Among the most promising means of economic development and environmental sustainability for the region is low-impact tourism.  Emma Ambriz, a land cooperative activist from Villa Jesús María, B.C., makes her journalistic debut when she writes about how tourism could solve the economic crisis in Guerrero Negro, B.C.S., a community impoverished by the salt industry’s extractive production model (an industry that is ironically the basis of the community’s existence).

Meanwhile, journalist Soyna Daniels, with more than 20 years of experience in radio in the capital of Sonora, shows us in “The Sierra de Álamos: an ecotourism project” how local residents have worked to restore the historical legacy of a town, in the process creating environmentally friendly employment opportunities for the area.

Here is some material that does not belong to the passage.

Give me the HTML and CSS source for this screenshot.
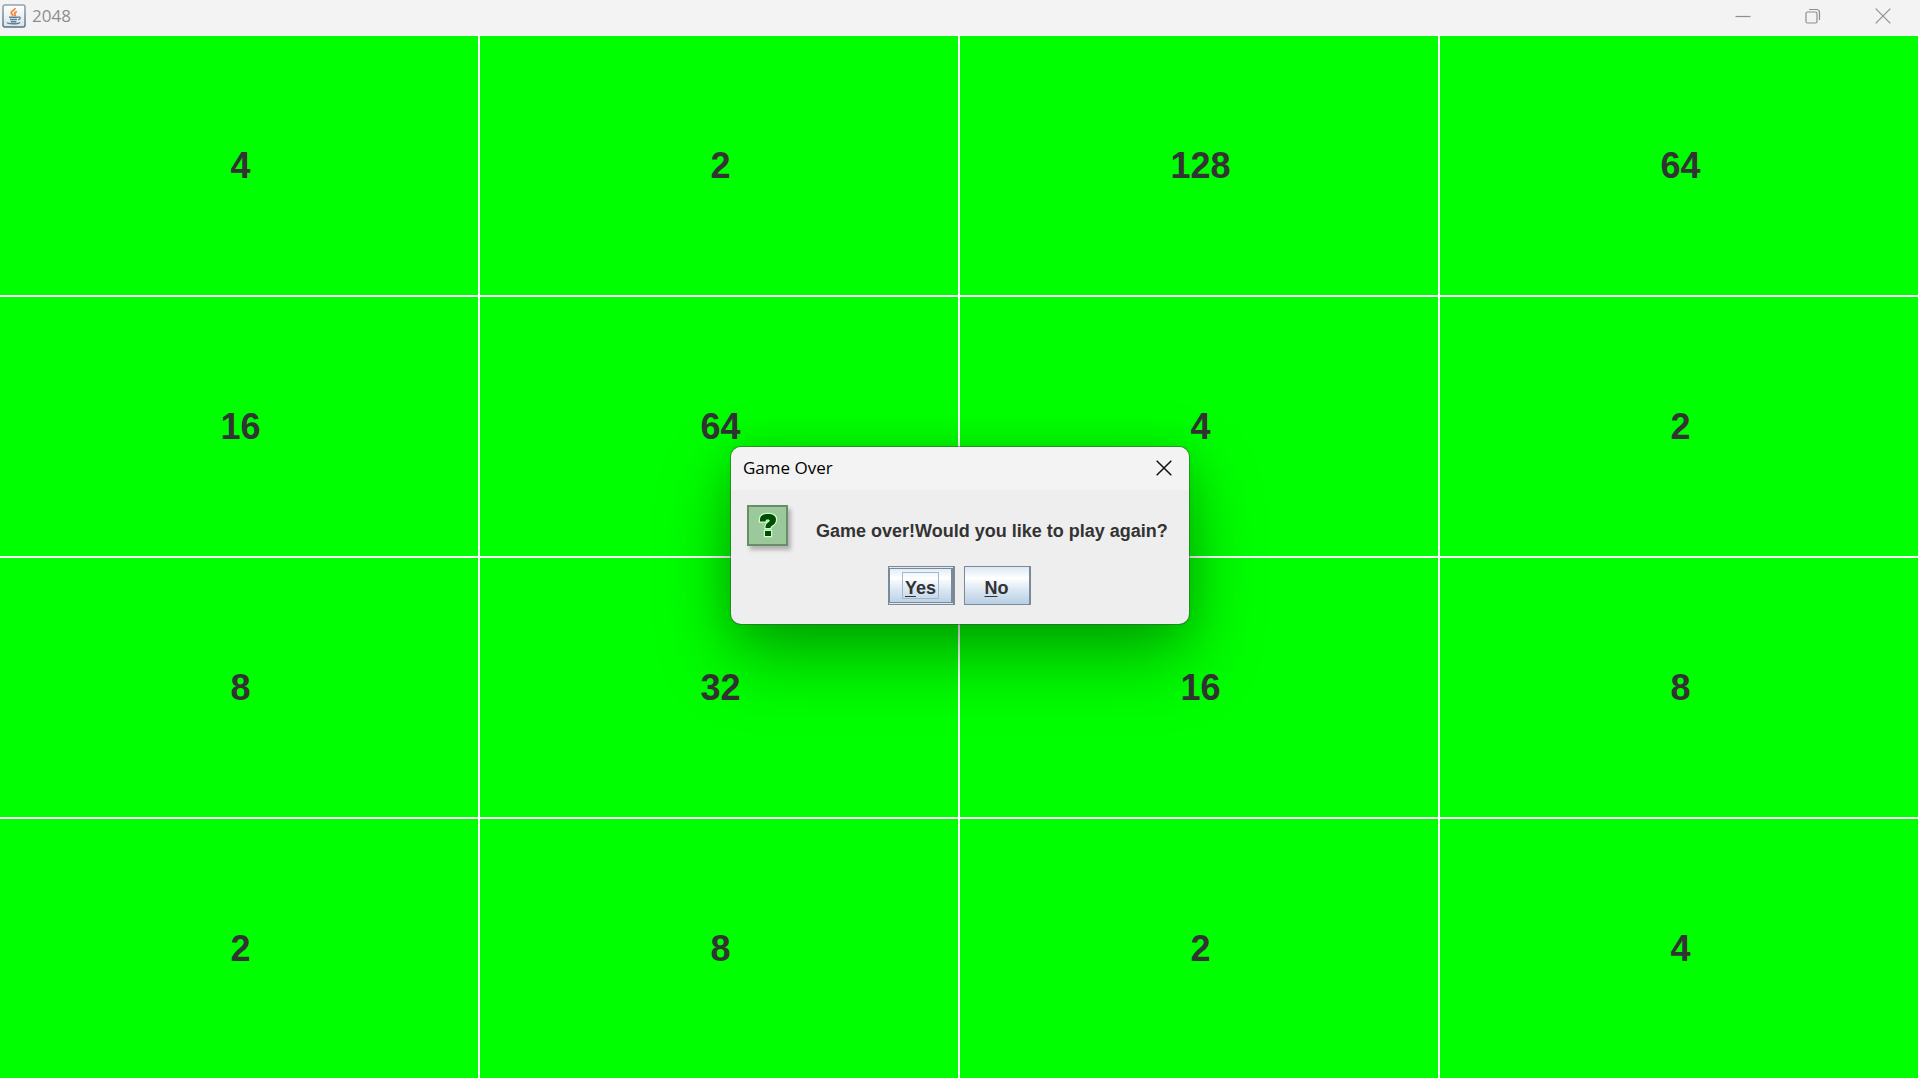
FILE: index.html
```html
<!DOCTYPE html>
<html lang="en">
<head>
<meta charset="utf-8">
<title>2048</title>
<link rel="stylesheet" href="styles.css">
</head>
<body>
<div class="window">
  <header class="titlebar">
    <svg class="java" width="24" height="24" viewBox="0 0 24 24" aria-hidden="true">
      <defs><linearGradient id="plate" x1="0" y1="0" x2="0" y2="1"><stop offset="0" stop-color="#fff"/><stop offset="1" stop-color="#dde2e6"/></linearGradient>
      <linearGradient id="rim" x1="0" y1="0" x2="0" y2="1"><stop offset="0" stop-color="#8fa3b3"/><stop offset="1" stop-color="#56738c"/></linearGradient></defs>
      <rect x="1" y="1" width="22" height="22" rx="2" fill="url(#plate)" stroke="url(#rim)" stroke-width="1.5"/>
      <path d="M13 4c.8 2-4.500 2.800-3.800 5 .2 1 1.700 1.600 2 2.800M15 7.500c-2.200.7-3 1.600-2 2.700.6.8.2 1.300-.6 1.800" fill="none" stroke="#ee8a3c" stroke-width="1.800"/>
      <path d="M7 13.200h8.800M8 15.500h7M8.800 17.700h5.500M16 13.200c2.700-.7 2.800 2 .2 2.700M5.500 18.300c-1.500 2 11.500 2 12.500.1" fill="none" stroke="#5d7f9e" stroke-width="1.400"/>
    </svg>
    <h1 class="caption">2048</h1>
    <div class="controls">
      <button class="control" aria-label="Minimize"><svg width="16" height="16" viewBox="0 0 16 16"><path d="M.5 8.500h15"/></svg></button>
      <button class="control" aria-label="Restore"><svg width="16" height="16" viewBox="0 0 16 16"><rect x="1" y="4" width="11" height="11" rx="1.500"/><path d="M4 1.500h7.500a3 3 0 0 1 3 3V12"/></svg></button>
      <button class="control" aria-label="Close"><svg width="16" height="16" viewBox="0 0 16 16"><path d="M.7 .7l14.600 14.600M15.300 .7L.7 15.300"/></svg></button>
    </div>
  </header>
  <main class="board">
    <div class="tile">4</div><div class="tile">2</div><div class="tile">128</div><div class="tile">64</div>
    <div class="tile">16</div><div class="tile">64</div><div class="tile">4</div><div class="tile">2</div>
    <div class="tile">8</div><div class="tile">32</div><div class="tile">16</div><div class="tile">8</div>
    <div class="tile">2</div><div class="tile">8</div><div class="tile">2</div><div class="tile">4</div>
  </main>
  <div class="overlay">
    <section class="dialog" role="dialog" aria-labelledby="dialog-title">
      <header class="dialog-bar">
        <h2 class="dialog-title" id="dialog-title">Game Over</h2>
        <button class="dialog-close" aria-label="Close"><svg width="16" height="16" viewBox="0 0 16 16"><path d="M.7 .7l14.600 14.600M15.300 .7L.7 15.300"/></svg></button>
      </header>
      <div class="dialog-body">
        <div class="question">
          <svg class="mark" width="20" height="26" viewBox="0 0 20 26" aria-hidden="true">
            <path d="M2 7.500C2 3.500 5 2 10 2s8 2 8 5.500-2 5-4 6.200c-1.200.7-1.500 1.300-1.500 2.300h-5c0-3 .8-4.200 3-5.700 2-1.400 1.500-2.800-.8-2.800-1.700 0-2 .5-2.200 2H2zM7 19h6v5H7z" fill="#004f00" stroke="#ccffcc" stroke-width="2.400" paint-order="stroke"/>
          </svg>
        </div>
        <p class="message">Game over!Would you like to play again?</p>
      </div>
      <div class="actions">
        <button class="choice choice-default"><span class="focus"><span class="key">Y</span>es</span></button>
        <button class="choice"><span class="key">N</span>o</button>
      </div>
    </section>
  </div>
</div>
</body>
</html>
```
FILE: styles.css
```css
* { box-sizing: border-box; }

body { margin: 0; }

button { padding: 0; border: 0; background: none; }

.window {
  position: relative;
  display: flex;
  flex-direction: column;
  min-height: 100vh;
  font-family: "Liberation Sans", Arial, sans-serif;
  color: #333;
}

.titlebar {
  display: flex;
  align-items: center;
  height: 36px;
  padding: 0 2px 3px 2px;
  background: #f3f3f3;
  border-bottom: 1px solid #fafafa;
}

.caption {
  margin: 0 0 0 6px;
  font: 400 17px/24px "Open Sans", sans-serif;
  color: #8e8e8e;
}

.controls { display: flex; margin-left: auto; }

.control {
  display: grid;
  place-items: center;
  width: 70px;
  height: 32px;
}

.control svg { fill: none; stroke: #8e8e8e; stroke-width: 1.2; }

.board {
  flex: 1;
  display: grid;
  grid-template: repeat(4, 1fr) / repeat(4, 1fr);
}

.tile {
  display: grid;
  place-items: center;
  padding-left: 3px;
  border: solid #fff;
  border-width: 0 2px 2px 0;
  background: #0f0;
  font-size: 36px;
  font-weight: 700;
}

.overlay {
  position: absolute;
  inset: 0;
  display: grid;
  place-items: center;
  padding-bottom: 9px;
}

.dialog {
  width: 458px;
  padding-bottom: 19px;
  border-radius: 10px;
  background: #eee;
  box-shadow: 0 0 0 1px rgba(70, 70, 70, .5), 0 32px 72px rgba(0, 0, 0, .34), 0 4px 36px rgba(0, 0, 0, .12);
}

.dialog-bar {
  display: flex;
  align-items: center;
  justify-content: space-between;
  height: 43px;
  padding: 0 17px 2px 12px;
  border-radius: 10px 10px 0 0;
  background: #f3f3f3;
}

.dialog-title {
  margin: 0;
  font: 400 17px/24px "Open Sans", sans-serif;
  color: #000;
}

.dialog-close { display: grid; }

.dialog-close svg { fill: none; stroke: #111; stroke-width: 1.5; }

.dialog-body {
  display: flex;
  align-items: flex-start;
  gap: 28px;
  padding: 15px 12px 0 16px;
}

.question {
  display: grid;
  place-items: center;
  width: 41px;
  height: 41px;
  padding-bottom: 2px;
  border: 2px solid #698c69;
  background: #9bc99b;
  box-shadow: 3px 4px 4px rgba(0, 0, 0, .25);
}

.message {
  margin: 15px 0 0;
  font-size: 18px;
  font-weight: 700;
  line-height: 22px;
  white-space: nowrap;
}

.actions {
  display: flex;
  justify-content: center;
  gap: 9px;
  padding: 20px 2px 0 0;
}

.choice {
  display: grid;
  grid-auto-flow: column;
  place-content: center;
  width: 67px;
  height: 39px;
  padding-top: 4px;
  border: 1px solid #7a8a99;
  border-right-width: 2px;
  background: linear-gradient(#dde8f3, #fff 30%, #dde8f3 60%, #b8cfe5);
  font: 700 18px/24px "Liberation Sans", Arial, sans-serif;
  color: #333;
}

.choice-default {
  padding-top: 0;
  box-shadow: inset 0 1px #dde8f3, inset 0 -1px #dde8f3, inset -2px 0 #7a8a99, inset 1px 0 #7a8a99, inset 0 2px #7a8a99, inset 0 -2px #7a8a99;
}

.focus {
  width: 37px;
  height: 27px;
  padding-top: 3px;
  border: 1px solid #a3b8cc;
}

.key { text-decoration: underline; text-decoration-thickness: 1px; text-underline-offset: 2px; }
```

How a fishing business grows to become lucrative enough to support many families, while also improving the measures taken to avoid marine contamination, is the focus of “PROPEGUAY proves sardine cannery ‘can do’ good for the environment” by Javier Osvaldo Díaz Mendoza, Ana Karen Germán Castro and Carolina Contreras Sánchez, students from CETMAR No. 3 in Guaymas, Sonora.

The members of the Meloncoyote team are grateful for the commitment of everyone involved in this project, with special thanks to Lydia Gurrola for her editing and production organization; Aaron Lima for his design; and Debra Valov for giving us a home on the Internet and translating the bulletin into English.

Knowing full well that we are only a small part of what could be a huge transition towards sustainability, we hope for the support, participation and suggestions of community members in future issues and thus hope to put into action the belief that grassroots organizing is our greatest hope for positive change.  If we organize, we can move forward together.   We invite others to join with us, to participate in the building of this medium and to fight for a stable future for the region.

All of the work done on behalf of Melóncoyote is voluntary.